My favorite creationist neurosurgeon, Dr. Michael Egnor, has written a rebuttal to my previous post criticizing the dualism of Deepak Chopra. His rebuttal is very revealing about the disconnect between dualists – those who think that the mind is something more than and separate from the brain, and materialist neuroscientists – those who think that the functioning of the brain is an adequate explanation for the phenomenon of mind. Egnor illustrates, although it seems inadvertently, that the real difference is that between science and philosophy.
In my original post I stated:
Deepak then plays the “false controversy” gambit. He wants us to keep an open mind “until the argument is resolved.” But there is actually nothing left unresolved. Deepak has presented no mysteries that cannot comfortably be explained within the completely material paradigm of neuroscience. His “invisible will” is nothing more than a trick of semantics – not an established phenomenon; not a genuine mystery to be solved. He says the material paradigm is “untenable” but has presented nothing that makes it so.
To which Dr. Egnor responds:
Is there genuinely “nothing left unresolved’ in our understanding of the mind-body problem? Are there “no mysteries that cannot comfortably be explained within the completely material paradigm of neuroscience?” The truth is that there remain enormous mysteries, and virtually nothing about these mysteries is resolved. The mind-body problem is perhaps the most active and contentious area of modern philosophy, and there is very little “resolved”. Of the many issues raised by philosophers, perhaps the most important is the “hard problem of consciousness” formulated by philosopher David Chalmers.
Dr.

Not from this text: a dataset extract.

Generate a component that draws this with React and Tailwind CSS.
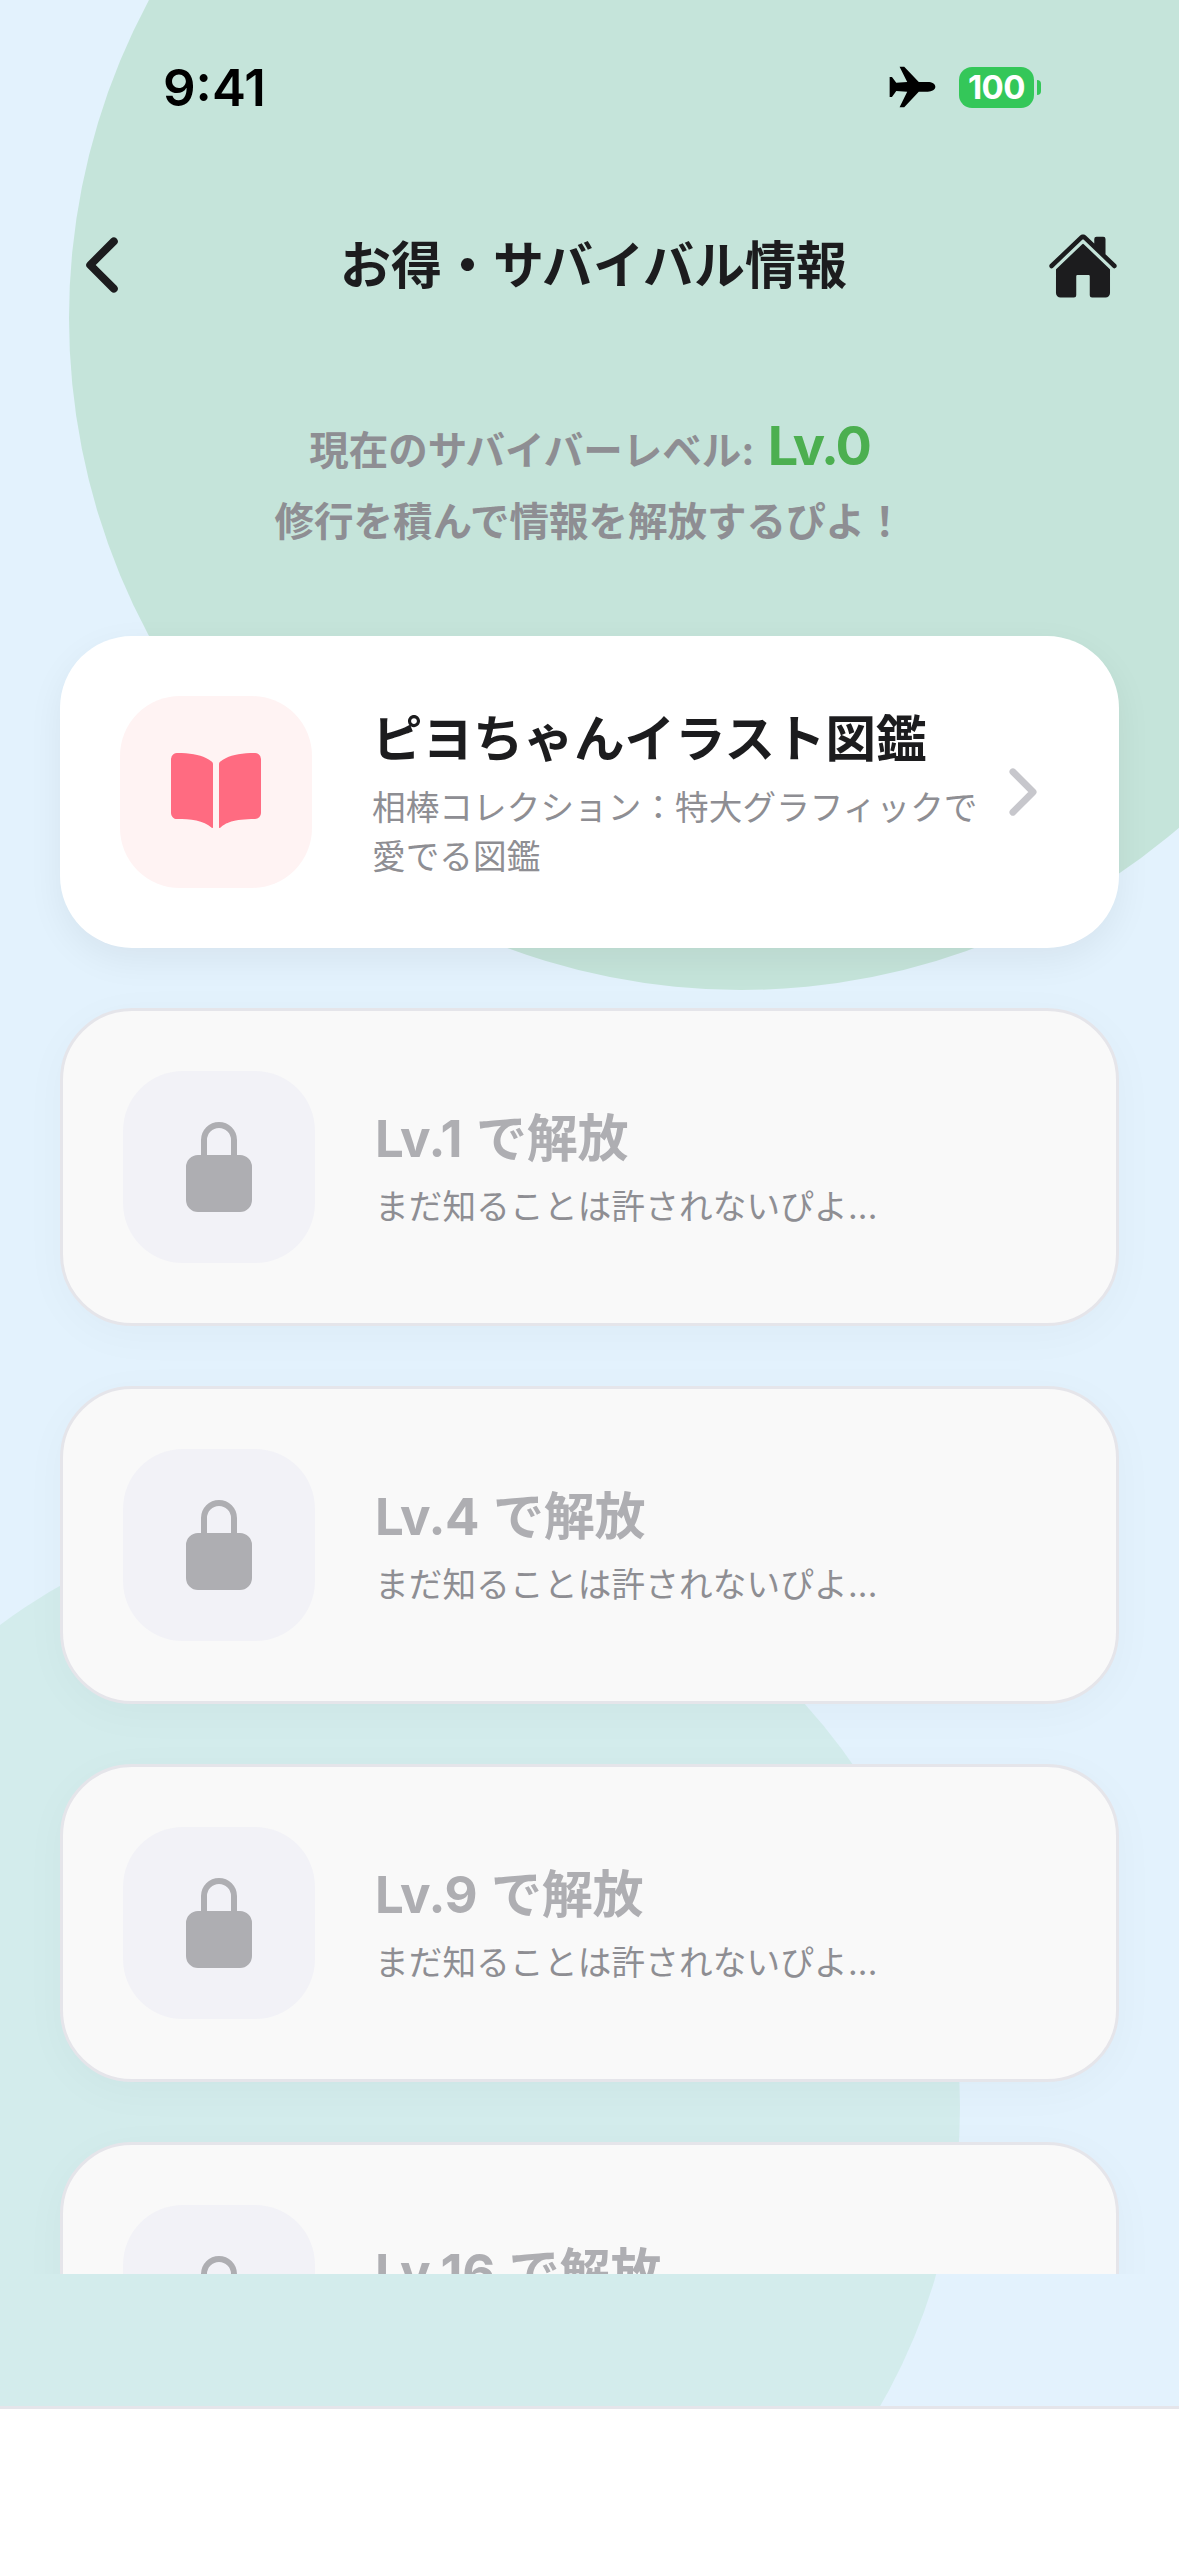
import React from 'react';
import { IoChevronBack, IoChevronForward, IoHome, IoBook, IoLockClosed } from 'react-icons/io5';

const locked = ['Lv.1 で解放', 'Lv.4 で解放', 'Lv.9 で解放', 'Lv.16 で解放'];

function Airplane() {
  return (
    <svg viewBox="85 50 148 132" className="w-[49px] h-[44px]">
      <path
        fill="#000"
        d="M228 115C228 107 218 101 205 101L178 101L134 55L120 55L143 101L110 103L97 86L90 86L90 146L97 146L110 128L143 130L120 177L134 177L178 130L205 130C218 130 228 123 228 115Z"
      />
    </svg>
  );
}

function LockedCard({ title }) {
  return (
    <div className="flex items-center gap-[60px] p-[60px] bg-[#f9f9f9] border-[3px] border-[#e5e5ea] rounded-[72px] shadow-[0_9px_45px_rgba(0,0,0,0.03)] shrink-0">
      <div className="w-[192px] h-[192px] rounded-[60px] bg-[#f2f2f7] flex items-center justify-center shrink-0">
        <IoLockClosed size={96} color="#aeaeb2" />
      </div>
      <div className="flex-1 pt-[6px]">
        <div className="text-[51px] leading-[60px] font-bold text-[#aeaeb2] tracking-[-0.3px] [word-spacing:2px]">{title}</div>
        <div className="mt-[14px] text-[33.6px] leading-[48px] text-[#8e8e93] tracking-[0.2px]">まだ知ることは許されないぴよ...</div>
      </div>
    </div>
  );
}

export default function App() {
  return (
    <div className="relative w-[1179px] h-[2556px] overflow-hidden flex flex-col bg-[#e3f2fd] font-['Inter','Noto_Sans_CJK_JP',sans-serif]">
      {/* background blobs */}
      <div className="absolute left-[69px] top-[-354px] w-[1344px] h-[1344px] rounded-full bg-[#c5e4da]" />
      <div className="absolute left-[-242px] top-[1506px] w-[1202px] h-[1202px] rounded-full bg-[#d3ecec]" />

      {/* status bar */}
      <div className="relative h-[177px] shrink-0 flex items-center justify-between pl-[163px] pr-[138px] pb-[3px]">
        <span className="text-[51px] font-semibold text-black leading-none">9:41</span>
        <div className="flex items-center gap-[22px]">
          <Airplane />
          <div className="flex items-center gap-[3px]">
            <div className="w-[75px] h-[41px] rounded-[13px] bg-[#34c759] flex items-center justify-center text-[33px] font-bold text-white leading-none tracking-[-0.5px]">100</div>
            <div className="w-[4px] h-[15px] rounded-r-full bg-[#34c759]" />
          </div>
        </div>
      </div>

      {/* header */}
      <div className="relative h-[178px] shrink-0 flex items-center justify-between px-[60px]">
        <IoChevronBack size={84} color="#1c1c1e" className="-mt-[3px]" />
        <h1 className="text-[51px] font-bold text-[#1c1c1e] ml-[8px]">お得・サバイバル情報</h1>
        <div className="w-[84px] flex justify-end">
          <IoHome size={72} color="#1c1c1e" />
        </div>
      </div>

      {/* level text */}
      <div className="relative mt-[55px] shrink-0 text-center font-bold text-[39.5px] leading-[71px] text-[#8e8e93]">
        <div>
          現在のサバイバーレベル: <span className="text-[54px] text-[#4caf50] tracking-[-2px] ml-[4px]">Lv.0</span>
        </div>
        <div>修行を積んで情報を解放するぴよ！</div>
      </div>

      {/* list */}
      <div className="relative mt-[6px] flex-1 overflow-hidden px-[60px] pt-[72px] flex flex-col gap-[60px]">
        <div className="flex items-center p-[60px] bg-white rounded-[72px] shadow-[0_12px_36px_rgba(0,0,0,0.06)] shrink-0">
          <div className="w-[192px] h-[192px] rounded-[60px] bg-[#fff3f3] flex items-center justify-center shrink-0">
            <IoBook size={96} color="#ff6b81" />
          </div>
          <div className="ml-[60px] w-[620px] pt-[5px]">
            <div className="text-[50.5px] leading-[60px] font-bold text-[#1c1c1e]">ピヨちゃんイラスト図鑑</div>
            <div className="mt-[14px] text-[33.6px] leading-[49px] text-[#8e8e93] tracking-[0.1px]">相棒コレクション：特大グラフィックで愛でる図鑑</div>
          </div>
          <IoChevronForward size={72} color="#c7c7cc" className="shrink-0 -ml-[4px]" />
        </div>
        {locked.map((title) => (
          <LockedCard key={title} title={title} />
        ))}
      </div>

      {/* bottom area */}
      <div className="relative h-[132px] shrink-0" />
      <div className="relative h-[150px] shrink-0 bg-white border-t-[3px] border-[#e5e5ea]" />
    </div>
  );
}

Egnor completely missed the context of my statement, which was a response to Chopra’s contention that there are actual phenomena (not just subjective experience) that cannot be explained by the brain and requires a separate will or mind. In his response Egnor confuses scientific questions and methodology with philosophical questions.
For example, if the brain causes the mind then: there will be no documented mental function in the absence of brain function; altering the brain biologically will alter the mind functionally; mental development will correlate with brain development; and mental activity will correlate with brain activity (this holds up no matter what method we use to look at brain activity – EEG to look at electrical activity, PET scanning to look at metabolic activity, SPECT scanning to look at blood flow, and functional MRI to look at metabolic and neuronal activity).
This evidence cannot be dismissed as the “easy problem” nor as mere correlation. Brain function correlates with the mind in every way we would predict from the hypothesis that the brain causes the mind. From a scientific point of view, the mind is a manifestation of the brain.
As I have discussed previously, one way to dodge the obvious conclusion from this evidence is to confuse the question of how the brain causes the mind with the question of does the brain cause the mind. We certainly have much to learn about exactly how the brain functions to produce all mental phenomena, but this in no way diminishes the fact that the question of whether or not the brain causes the mind is settled – it does.
The biggest problem with dualism is that the materialist neuroscience model explains all observed phenomena – there is nothing left for the dualists to explain. They are clinging to the notion of “qualia”, that subjectivity itself needs a separate explanation, but they have not made this case. Often they use mere semantics to make it seem as if something more is needed, but there isn’t. Further, the dualist hypothesis does not generate any hypotheses or predictions that distinguish it from the materialist hypothesis. Every prediction points to materialism as the answer.